● DESCRIPTION OF THE TASK:
Tally the lines that include "index". Output the number only.
____ SOURCE EXCERPT
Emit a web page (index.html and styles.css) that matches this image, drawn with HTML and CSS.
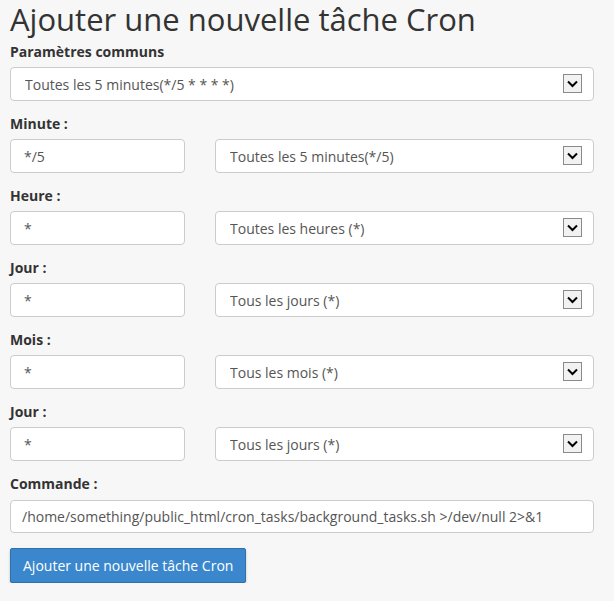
FILE: index.html
```html
<!doctype html>
<html lang="fr">
<head>
	<meta charset="UTF-8">
	<title>Ajouter une nouvelle tâche Cron</title>
	<link rel="stylesheet" href="styles.css">
</head>
<body>
	<div class="cron">
		<h2>Ajouter une nouvelle tâche Cron</h2>
		<form action="" method="get">
			<div class="group">
				<label>Paramètres communs</label>
				<div class="sel">
					<select><option>Toutes les 5 minutes(*/5 * * * *)</option></select>
					<svg class="arrow" width="19" height="19" viewBox="0 0 19 19"><rect x="0.5" y="0.5" width="18" height="18" fill="#f2f2f2" stroke="#8a8a8a"/><path d="M5 7.5 L9.5 12 L14 7.5" fill="none" stroke="#000" stroke-width="2"/></svg>
				</div>
			</div>

			<div class="group">
				<label>Minute :</label>
				<div class="row">
					<input type="text" value="*/5">
					<div class="sel">
						<select><option>Toutes les 5 minutes(*/5)</option></select>
						<svg class="arrow" width="19" height="19" viewBox="0 0 19 19"><rect x="0.5" y="0.5" width="18" height="18" fill="#f2f2f2" stroke="#8a8a8a"/><path d="M5 7.5 L9.5 12 L14 7.5" fill="none" stroke="#000" stroke-width="2"/></svg>
					</div>
				</div>
			</div>

			<div class="group">
				<label>Heure :</label>
				<div class="row">
					<input type="text" value="*">
					<div class="sel">
						<select><option>Toutes les heures (*)</option></select>
						<svg class="arrow" width="19" height="19" viewBox="0 0 19 19"><rect x="0.5" y="0.5" width="18" height="18" fill="#f2f2f2" stroke="#8a8a8a"/><path d="M5 7.5 L9.5 12 L14 7.5" fill="none" stroke="#000" stroke-width="2"/></svg>
					</div>
				</div>
			</div>

			<div class="group">
				<label>Jour :</label>
				<div class="row">
					<input type="text" value="*">
					<div class="sel">
						<select><option>Tous les jours (*)</option></select>
						<svg class="arrow" width="19" height="19" viewBox="0 0 19 19"><rect x="0.5" y="0.5" width="18" height="18" fill="#f2f2f2" stroke="#8a8a8a"/><path d="M5 7.5 L9.5 12 L14 7.5" fill="none" stroke="#000" stroke-width="2"/></svg>
					</div>
				</div>
			</div>

			<div class="group">
				<label>Mois :</label>
				<div class="row">
					<input type="text" value="*">
					<div class="sel">
						<select><option>Tous les mois (*)</option></select>
						<svg class="arrow" width="19" height="19" viewBox="0 0 19 19"><rect x="0.5" y="0.5" width="18" height="18" fill="#f2f2f2" stroke="#8a8a8a"/><path d="M5 7.5 L9.5 12 L14 7.5" fill="none" stroke="#000" stroke-width="2"/></svg>
					</div>
				</div>
			</div>

			<div class="group">
				<label>Jour :</label>
				<div class="row">
					<input type="text" value="*">
					<div class="sel">
						<select><option>Tous les jours (*)</option></select>
						<svg class="arrow" width="19" height="19" viewBox="0 0 19 19"><rect x="0.5" y="0.5" width="18" height="18" fill="#f2f2f2" stroke="#8a8a8a"/><path d="M5 7.5 L9.5 12 L14 7.5" fill="none" stroke="#000" stroke-width="2"/></svg>
					</div>
				</div>
			</div>

			<div class="group">
				<label>Commande :</label>
				<input type="text" class="cmd" value="/home/something/public_html/cron_tasks/background_tasks.sh >/dev/null 2>&amp;1">
			</div>

			<button type="button" class="btn">Ajouter une nouvelle tâche Cron</button>
		</form>
	</div>
</body>
</html>
```

FILE: styles.css
```css
body{margin:0; background:#f7f7f7; font-family:"Open Sans","Liberation Sans",sans-serif; font-size:14px; color:#333;}
.cron{width:584px; padding:0 10px;}
h2{font-size:31px; font-weight:normal; margin:0; padding-top:1px; line-height:37px; color:#333;}
.group{margin-top:4px; margin-bottom:13px;}
.group label{display:block; font-weight:bold; line-height:20px; margin-bottom:5px;}
.row{display:grid; grid-template-columns:175px 1fr; column-gap:30px;}
input,select{font-family:inherit; font-size:14px; color:#555; box-sizing:border-box; height:34px; border:1px solid #ccc; border-radius:4px; background:#fff; width:100%;}
input{padding:0 13px;}
input.cmd{height:33px; padding:0 11px; margin-top:1px;}
.sel{position:relative;}
select{appearance:none; -webkit-appearance:none; padding:0 40px 0 14px;}
.arrow{position:absolute; right:12px; top:7px; pointer-events:none;}
.btn{font-family:inherit; font-size:14px; color:#fff; background:#3a87cd; border:1px solid #2d70ad; border-radius:2px; height:35px; padding:0 12px; margin-top:2px; box-shadow:0 2px 3px rgba(0,0,0,0.2); cursor:pointer;}
```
________
● FINISHED ANSWER:
2